Reproduce exactly the lines from the line with "Reproduce this screenshot" through the line with "<Field $tone='black' />", both included, and no other lines.

++++ GIVEN RECORDS

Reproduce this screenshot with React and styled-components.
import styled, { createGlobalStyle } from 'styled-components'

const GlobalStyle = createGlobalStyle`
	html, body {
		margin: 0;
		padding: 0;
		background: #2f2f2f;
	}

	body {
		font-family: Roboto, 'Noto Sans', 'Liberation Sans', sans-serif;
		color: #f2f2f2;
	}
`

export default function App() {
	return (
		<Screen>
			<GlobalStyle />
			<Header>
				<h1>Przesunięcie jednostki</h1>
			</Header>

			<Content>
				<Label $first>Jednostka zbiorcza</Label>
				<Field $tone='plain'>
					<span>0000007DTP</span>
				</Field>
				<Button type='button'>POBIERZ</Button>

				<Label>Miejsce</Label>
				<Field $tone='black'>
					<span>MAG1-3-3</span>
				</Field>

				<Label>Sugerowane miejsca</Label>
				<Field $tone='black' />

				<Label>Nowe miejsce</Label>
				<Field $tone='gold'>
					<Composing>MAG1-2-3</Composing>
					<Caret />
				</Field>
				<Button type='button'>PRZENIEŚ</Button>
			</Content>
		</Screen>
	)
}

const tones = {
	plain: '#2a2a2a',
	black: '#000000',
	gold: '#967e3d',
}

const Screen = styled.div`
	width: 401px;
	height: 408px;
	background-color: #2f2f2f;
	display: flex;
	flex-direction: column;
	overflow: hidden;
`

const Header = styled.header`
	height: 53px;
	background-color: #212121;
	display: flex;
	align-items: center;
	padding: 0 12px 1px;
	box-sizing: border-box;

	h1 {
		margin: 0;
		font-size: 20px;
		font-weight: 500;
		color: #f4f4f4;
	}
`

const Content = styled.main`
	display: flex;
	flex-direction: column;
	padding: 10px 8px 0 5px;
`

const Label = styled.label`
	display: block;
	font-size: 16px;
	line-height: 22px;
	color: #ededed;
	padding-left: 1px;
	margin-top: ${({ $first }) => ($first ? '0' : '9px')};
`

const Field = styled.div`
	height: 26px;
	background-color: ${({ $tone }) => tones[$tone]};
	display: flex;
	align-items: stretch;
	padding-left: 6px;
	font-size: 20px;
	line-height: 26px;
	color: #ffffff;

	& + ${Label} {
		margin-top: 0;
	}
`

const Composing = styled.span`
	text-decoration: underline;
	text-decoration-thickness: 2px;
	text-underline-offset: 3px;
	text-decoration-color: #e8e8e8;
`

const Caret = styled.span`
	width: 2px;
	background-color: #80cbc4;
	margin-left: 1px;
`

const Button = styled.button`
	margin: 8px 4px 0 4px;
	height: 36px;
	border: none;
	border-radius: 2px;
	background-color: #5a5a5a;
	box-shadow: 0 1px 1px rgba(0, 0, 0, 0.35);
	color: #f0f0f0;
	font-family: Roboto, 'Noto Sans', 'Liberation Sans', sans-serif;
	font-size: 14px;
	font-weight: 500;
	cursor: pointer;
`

++++++++
++++ GIVEN RECORDS

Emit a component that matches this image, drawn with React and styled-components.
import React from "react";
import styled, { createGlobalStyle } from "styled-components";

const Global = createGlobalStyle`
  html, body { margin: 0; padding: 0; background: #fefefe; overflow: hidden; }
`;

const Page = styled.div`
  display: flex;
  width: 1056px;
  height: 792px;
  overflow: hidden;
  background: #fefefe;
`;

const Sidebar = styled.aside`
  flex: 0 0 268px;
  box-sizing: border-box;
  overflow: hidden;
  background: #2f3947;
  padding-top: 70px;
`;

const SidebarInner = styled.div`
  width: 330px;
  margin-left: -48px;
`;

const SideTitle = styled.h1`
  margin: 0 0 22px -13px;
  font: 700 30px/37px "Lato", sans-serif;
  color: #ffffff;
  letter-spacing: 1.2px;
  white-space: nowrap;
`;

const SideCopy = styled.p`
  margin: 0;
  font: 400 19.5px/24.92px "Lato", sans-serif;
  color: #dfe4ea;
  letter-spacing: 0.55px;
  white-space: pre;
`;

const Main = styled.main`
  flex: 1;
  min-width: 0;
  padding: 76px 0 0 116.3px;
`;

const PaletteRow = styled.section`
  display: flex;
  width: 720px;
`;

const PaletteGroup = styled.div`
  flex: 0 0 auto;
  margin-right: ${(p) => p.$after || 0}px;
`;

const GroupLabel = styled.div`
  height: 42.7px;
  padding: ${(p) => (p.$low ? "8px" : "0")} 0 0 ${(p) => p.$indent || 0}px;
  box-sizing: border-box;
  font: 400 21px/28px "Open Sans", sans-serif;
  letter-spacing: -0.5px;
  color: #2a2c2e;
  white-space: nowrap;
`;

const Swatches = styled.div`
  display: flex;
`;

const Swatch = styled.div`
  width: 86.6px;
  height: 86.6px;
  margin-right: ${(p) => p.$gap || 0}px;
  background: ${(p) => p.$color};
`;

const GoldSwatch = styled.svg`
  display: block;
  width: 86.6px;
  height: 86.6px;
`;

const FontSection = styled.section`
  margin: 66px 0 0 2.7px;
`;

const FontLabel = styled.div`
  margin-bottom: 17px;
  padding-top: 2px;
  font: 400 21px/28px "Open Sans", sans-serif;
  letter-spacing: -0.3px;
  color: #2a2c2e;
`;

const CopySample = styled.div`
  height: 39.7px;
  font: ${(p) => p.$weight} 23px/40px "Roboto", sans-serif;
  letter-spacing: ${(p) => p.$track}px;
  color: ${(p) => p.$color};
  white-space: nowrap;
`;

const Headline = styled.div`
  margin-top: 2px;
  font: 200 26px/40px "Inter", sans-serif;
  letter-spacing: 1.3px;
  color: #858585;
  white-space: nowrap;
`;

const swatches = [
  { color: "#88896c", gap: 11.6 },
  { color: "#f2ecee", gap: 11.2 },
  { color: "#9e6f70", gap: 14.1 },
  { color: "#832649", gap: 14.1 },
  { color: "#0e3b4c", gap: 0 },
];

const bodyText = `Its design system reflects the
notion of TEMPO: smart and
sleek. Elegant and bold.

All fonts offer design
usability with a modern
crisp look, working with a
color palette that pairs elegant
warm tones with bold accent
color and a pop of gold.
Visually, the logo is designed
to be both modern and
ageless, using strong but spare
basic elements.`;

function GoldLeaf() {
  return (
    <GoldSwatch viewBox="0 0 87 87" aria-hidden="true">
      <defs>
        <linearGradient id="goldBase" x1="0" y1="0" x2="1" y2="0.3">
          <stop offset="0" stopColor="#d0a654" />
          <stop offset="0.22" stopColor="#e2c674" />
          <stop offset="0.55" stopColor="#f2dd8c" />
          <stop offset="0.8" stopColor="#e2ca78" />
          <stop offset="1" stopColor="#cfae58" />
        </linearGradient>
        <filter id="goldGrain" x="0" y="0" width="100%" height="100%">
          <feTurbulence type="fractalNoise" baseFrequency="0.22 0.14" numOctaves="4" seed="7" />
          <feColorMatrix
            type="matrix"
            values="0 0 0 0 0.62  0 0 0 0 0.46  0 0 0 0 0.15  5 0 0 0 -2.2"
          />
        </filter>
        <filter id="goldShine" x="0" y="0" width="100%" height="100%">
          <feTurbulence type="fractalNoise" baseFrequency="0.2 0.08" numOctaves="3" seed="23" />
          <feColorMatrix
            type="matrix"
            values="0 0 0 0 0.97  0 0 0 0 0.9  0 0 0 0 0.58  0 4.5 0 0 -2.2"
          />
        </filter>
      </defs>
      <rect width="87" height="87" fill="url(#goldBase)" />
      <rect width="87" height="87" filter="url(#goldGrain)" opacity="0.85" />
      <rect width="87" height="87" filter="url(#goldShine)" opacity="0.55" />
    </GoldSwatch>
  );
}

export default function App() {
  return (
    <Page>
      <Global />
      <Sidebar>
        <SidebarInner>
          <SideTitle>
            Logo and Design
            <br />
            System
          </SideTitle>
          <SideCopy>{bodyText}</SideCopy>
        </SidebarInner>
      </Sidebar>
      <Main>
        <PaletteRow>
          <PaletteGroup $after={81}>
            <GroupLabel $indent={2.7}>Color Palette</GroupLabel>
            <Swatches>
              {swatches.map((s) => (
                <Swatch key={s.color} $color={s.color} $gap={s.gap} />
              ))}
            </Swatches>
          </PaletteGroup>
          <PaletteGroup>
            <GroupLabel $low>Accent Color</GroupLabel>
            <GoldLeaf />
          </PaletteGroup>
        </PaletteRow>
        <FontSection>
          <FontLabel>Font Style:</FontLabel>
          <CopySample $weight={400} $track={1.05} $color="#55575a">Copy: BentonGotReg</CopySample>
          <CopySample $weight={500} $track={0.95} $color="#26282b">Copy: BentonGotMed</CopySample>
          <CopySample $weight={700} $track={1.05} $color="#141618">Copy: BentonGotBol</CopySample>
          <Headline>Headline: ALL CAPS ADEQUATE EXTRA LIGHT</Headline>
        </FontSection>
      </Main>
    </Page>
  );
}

++++++++

**FINAL RESULT:**
Reproduce this screenshot with React and styled-components.
import styled, { createGlobalStyle } from 'styled-components'

const GlobalStyle = createGlobalStyle`
	html, body {
		margin: 0;
		padding: 0;
		background: #2f2f2f;
	}

	body {
		font-family: Roboto, 'Noto Sans', 'Liberation Sans', sans-serif;
		color: #f2f2f2;
	}
`

export default function App() {
	return (
		<Screen>
			<GlobalStyle />
			<Header>
				<h1>Przesunięcie jednostki</h1>
			</Header>

			<Content>
				<Label $first>Jednostka zbiorcza</Label>
				<Field $tone='plain'>
					<span>0000007DTP</span>
				</Field>
				<Button type='button'>POBIERZ</Button>

				<Label>Miejsce</Label>
				<Field $tone='black'>
					<span>MAG1-3-3</span>
				</Field>

				<Label>Sugerowane miejsca</Label>
				<Field $tone='black' />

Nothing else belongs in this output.